I've been working in Oporto for the past week with little chance to catch up on current developments, so here's my backlog:
- There's news of IBM's efforts to develop information retrieval systems for use in corporate networks, rather than on the Internet. It comes a little late to this sector, with Google Desktop and a new version of Copernic already in play. My guess is that IBM is likely to make the usual technology-led errors in producing a system, that is, greater complexity in preparing search formulations than users are likely to buy, and not enough work behind the interface to interpret relatively simple formulations. Corporate files also suffer from a very difficult problem for information retrieval, one that was described to me many years ago on a visit to Shell - a North Sea drilling platform could be identified in documents by a project code-name, by geographical coordinates, by the designation assigned once the platform was in use, such as 'Platform Alpha' or by a phrase such as, 'the project'.
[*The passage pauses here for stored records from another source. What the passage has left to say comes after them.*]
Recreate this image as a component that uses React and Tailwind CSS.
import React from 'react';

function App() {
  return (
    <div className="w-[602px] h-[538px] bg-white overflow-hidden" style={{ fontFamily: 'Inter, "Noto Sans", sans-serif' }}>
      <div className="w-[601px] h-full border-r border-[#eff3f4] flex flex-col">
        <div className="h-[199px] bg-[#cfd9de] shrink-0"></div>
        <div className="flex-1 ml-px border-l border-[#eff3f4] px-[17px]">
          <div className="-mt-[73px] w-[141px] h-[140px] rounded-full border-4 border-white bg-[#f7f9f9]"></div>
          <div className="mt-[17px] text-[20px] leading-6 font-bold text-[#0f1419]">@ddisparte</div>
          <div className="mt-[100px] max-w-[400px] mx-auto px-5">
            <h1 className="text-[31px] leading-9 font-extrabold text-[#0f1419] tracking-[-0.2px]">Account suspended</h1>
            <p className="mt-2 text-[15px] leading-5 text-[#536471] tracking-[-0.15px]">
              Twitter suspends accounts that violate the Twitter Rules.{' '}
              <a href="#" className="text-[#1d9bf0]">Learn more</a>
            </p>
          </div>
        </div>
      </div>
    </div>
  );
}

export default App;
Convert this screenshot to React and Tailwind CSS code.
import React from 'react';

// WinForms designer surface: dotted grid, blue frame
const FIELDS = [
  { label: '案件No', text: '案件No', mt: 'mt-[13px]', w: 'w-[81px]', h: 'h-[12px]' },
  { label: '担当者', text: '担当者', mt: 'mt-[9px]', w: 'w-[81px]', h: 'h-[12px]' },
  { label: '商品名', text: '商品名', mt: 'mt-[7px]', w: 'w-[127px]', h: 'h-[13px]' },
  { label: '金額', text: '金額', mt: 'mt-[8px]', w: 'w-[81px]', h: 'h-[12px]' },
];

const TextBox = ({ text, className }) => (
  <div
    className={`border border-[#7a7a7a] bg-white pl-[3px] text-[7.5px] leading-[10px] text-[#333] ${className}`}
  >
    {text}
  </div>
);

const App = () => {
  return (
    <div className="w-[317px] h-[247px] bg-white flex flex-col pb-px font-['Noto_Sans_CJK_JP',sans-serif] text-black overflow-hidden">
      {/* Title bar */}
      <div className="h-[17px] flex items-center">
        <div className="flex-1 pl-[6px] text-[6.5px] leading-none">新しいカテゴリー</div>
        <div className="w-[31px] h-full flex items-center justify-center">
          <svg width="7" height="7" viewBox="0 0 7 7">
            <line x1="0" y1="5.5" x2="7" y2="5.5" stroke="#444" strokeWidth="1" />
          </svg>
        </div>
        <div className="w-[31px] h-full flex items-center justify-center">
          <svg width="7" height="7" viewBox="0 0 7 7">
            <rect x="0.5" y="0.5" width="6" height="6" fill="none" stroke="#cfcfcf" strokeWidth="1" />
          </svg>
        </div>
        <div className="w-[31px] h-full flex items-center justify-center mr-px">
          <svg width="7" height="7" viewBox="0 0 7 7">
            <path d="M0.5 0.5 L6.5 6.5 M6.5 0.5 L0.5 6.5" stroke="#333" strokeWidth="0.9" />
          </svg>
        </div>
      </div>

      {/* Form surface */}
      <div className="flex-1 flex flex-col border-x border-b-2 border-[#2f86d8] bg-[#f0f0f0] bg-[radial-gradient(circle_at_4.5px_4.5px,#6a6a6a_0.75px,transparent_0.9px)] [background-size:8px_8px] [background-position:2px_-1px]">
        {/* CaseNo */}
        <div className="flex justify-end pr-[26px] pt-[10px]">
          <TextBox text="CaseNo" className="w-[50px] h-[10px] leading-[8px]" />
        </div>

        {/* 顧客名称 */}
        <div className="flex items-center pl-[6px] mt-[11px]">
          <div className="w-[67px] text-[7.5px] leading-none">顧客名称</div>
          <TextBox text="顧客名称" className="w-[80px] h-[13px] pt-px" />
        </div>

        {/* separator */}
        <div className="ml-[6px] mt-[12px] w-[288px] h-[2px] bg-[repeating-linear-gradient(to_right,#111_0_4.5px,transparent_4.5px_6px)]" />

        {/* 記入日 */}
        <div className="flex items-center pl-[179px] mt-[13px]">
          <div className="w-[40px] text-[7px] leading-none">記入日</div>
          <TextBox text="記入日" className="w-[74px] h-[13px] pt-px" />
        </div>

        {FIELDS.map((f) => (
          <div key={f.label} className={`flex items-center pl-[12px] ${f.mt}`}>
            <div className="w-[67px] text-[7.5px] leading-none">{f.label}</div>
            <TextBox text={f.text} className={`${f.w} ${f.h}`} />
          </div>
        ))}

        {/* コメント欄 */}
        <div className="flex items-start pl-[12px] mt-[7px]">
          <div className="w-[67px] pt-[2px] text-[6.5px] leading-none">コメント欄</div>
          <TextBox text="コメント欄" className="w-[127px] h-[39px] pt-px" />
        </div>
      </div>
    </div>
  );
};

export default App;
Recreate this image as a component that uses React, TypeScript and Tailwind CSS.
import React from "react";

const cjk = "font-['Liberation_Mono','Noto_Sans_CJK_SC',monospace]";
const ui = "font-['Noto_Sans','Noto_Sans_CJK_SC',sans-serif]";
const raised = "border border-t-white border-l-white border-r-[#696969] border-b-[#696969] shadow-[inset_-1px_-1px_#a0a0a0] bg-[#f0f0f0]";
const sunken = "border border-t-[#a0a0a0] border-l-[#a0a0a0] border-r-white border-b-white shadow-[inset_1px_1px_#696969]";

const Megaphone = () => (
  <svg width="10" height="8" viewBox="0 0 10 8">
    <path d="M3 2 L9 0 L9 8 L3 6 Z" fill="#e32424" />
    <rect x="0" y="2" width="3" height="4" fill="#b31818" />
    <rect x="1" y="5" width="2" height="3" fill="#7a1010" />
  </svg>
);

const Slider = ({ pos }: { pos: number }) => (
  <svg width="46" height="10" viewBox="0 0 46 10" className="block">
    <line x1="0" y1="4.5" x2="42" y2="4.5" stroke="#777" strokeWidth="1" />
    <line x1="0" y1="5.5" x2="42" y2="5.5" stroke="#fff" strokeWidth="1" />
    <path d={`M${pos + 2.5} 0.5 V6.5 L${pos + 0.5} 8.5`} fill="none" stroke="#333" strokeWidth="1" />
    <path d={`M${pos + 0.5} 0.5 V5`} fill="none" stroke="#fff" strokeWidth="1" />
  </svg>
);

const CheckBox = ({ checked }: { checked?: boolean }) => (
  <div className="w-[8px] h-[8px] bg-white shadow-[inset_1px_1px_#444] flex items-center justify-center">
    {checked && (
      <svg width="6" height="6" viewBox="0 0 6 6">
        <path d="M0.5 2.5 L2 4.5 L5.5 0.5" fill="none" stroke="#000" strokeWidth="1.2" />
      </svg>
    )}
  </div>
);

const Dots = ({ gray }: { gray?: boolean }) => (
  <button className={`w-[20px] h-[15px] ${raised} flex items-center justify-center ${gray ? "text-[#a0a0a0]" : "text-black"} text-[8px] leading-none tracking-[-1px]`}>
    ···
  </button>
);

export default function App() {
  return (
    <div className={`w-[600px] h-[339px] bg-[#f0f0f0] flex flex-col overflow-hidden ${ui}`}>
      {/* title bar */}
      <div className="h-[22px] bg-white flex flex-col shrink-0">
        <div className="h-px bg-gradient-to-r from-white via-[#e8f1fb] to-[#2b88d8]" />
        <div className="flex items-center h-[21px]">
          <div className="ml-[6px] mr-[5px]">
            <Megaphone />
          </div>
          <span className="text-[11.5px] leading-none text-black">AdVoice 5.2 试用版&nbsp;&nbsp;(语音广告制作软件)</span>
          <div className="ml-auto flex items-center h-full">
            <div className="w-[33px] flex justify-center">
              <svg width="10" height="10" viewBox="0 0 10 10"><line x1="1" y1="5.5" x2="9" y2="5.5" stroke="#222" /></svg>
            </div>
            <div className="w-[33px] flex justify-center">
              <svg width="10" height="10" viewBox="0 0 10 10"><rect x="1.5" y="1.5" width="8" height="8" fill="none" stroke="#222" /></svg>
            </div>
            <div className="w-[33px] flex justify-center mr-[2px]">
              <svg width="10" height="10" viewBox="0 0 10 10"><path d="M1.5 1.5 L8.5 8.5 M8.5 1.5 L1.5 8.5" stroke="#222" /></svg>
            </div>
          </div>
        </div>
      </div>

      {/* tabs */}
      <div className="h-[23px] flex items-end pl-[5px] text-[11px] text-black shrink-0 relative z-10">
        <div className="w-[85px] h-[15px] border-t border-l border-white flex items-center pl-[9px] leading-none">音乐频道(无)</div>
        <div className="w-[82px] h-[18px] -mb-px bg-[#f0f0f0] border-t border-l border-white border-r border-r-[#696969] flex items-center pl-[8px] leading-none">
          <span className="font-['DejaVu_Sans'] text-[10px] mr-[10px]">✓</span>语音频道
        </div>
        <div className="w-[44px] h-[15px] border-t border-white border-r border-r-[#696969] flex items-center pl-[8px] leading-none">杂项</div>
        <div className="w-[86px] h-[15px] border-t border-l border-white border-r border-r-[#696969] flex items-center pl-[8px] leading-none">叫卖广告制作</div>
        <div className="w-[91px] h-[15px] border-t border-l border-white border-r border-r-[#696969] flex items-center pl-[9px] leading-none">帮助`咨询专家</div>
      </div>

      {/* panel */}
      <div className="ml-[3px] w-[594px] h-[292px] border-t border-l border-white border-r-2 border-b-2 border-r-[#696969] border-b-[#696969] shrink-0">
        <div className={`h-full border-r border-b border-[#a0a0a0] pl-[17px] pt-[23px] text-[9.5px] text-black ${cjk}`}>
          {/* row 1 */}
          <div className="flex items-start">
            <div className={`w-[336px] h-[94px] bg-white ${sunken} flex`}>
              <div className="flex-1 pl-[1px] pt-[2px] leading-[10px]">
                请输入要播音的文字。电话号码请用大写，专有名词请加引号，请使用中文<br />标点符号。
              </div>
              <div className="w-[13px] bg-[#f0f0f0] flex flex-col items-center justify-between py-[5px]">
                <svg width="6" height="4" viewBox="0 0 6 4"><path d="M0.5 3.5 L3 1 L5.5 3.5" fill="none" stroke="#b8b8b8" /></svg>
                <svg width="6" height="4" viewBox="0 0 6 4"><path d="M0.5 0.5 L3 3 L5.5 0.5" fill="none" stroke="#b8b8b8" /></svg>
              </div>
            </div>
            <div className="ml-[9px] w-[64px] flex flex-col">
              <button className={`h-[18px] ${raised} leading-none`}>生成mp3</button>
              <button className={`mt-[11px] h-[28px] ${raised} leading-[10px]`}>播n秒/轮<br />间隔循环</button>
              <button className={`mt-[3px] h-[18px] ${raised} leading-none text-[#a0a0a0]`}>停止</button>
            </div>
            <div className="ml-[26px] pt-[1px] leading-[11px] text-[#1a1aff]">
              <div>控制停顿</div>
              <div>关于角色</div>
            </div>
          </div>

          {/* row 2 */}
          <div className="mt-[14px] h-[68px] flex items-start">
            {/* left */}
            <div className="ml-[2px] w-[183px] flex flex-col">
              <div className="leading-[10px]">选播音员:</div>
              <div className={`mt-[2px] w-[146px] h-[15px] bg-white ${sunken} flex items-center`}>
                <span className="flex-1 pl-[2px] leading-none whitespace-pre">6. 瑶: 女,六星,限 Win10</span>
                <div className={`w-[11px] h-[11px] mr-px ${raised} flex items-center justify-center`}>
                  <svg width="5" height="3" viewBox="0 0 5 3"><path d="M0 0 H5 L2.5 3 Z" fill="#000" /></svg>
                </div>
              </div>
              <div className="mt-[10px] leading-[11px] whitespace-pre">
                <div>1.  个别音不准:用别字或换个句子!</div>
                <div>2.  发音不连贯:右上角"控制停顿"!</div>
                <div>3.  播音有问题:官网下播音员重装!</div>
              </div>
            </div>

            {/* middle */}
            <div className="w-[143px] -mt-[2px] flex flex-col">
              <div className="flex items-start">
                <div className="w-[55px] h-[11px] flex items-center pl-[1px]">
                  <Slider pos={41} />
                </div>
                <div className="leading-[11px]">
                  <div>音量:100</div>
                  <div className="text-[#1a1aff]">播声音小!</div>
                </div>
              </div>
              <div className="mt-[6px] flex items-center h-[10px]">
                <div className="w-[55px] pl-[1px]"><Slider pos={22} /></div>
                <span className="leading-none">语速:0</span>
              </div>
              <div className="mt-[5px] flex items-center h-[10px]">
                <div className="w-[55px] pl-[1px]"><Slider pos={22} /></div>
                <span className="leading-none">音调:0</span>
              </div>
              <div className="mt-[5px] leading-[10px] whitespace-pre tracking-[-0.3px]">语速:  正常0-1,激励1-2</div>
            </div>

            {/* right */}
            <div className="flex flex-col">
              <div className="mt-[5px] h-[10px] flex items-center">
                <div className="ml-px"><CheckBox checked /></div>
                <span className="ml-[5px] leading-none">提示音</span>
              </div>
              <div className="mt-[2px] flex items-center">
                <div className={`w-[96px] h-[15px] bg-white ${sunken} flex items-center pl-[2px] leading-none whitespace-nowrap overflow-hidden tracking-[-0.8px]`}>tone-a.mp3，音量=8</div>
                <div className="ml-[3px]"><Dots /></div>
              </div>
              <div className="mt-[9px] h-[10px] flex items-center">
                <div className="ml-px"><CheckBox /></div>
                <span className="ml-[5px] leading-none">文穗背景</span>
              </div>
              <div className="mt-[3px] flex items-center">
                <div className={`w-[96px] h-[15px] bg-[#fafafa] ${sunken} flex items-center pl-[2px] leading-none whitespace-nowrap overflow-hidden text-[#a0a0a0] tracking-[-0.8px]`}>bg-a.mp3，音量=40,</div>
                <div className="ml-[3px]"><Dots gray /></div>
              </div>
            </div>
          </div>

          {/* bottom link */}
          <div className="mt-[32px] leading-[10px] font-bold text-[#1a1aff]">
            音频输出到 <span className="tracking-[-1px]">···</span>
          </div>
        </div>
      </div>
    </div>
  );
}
- The The International Telecommunication Union has produced a press release headed, Low Cost Broadband and Internet Access Essential to Information Society with a link to Best Practice Guidelines for the Promotion of Low Cost Broadband and Internet Connectivity. This document lists some very worthy aims, but one wonders whether competition and regulation are really likely to deliver low prices. In many countries the national PTT or the dominant controller of existing wires can effectively control access to the necessary exchanges and so on; in these circumstances something stronger than 'regulation' may be needed. As for competition: well, we have that in fuel supply to the garage forecourt, but I don't see too much impact on price.
- The big news for libraries, of course, was that Google is in the process of scanning millions of books in the libraries of Harvard, Stanford and Michigan universities, in the New York Public Library, and the Bodleian Library in Oxford. Other contributions to the debate about this initiative can be found here, and here, and at the Wall Street Journal (setting aside its neocon bias for a change!)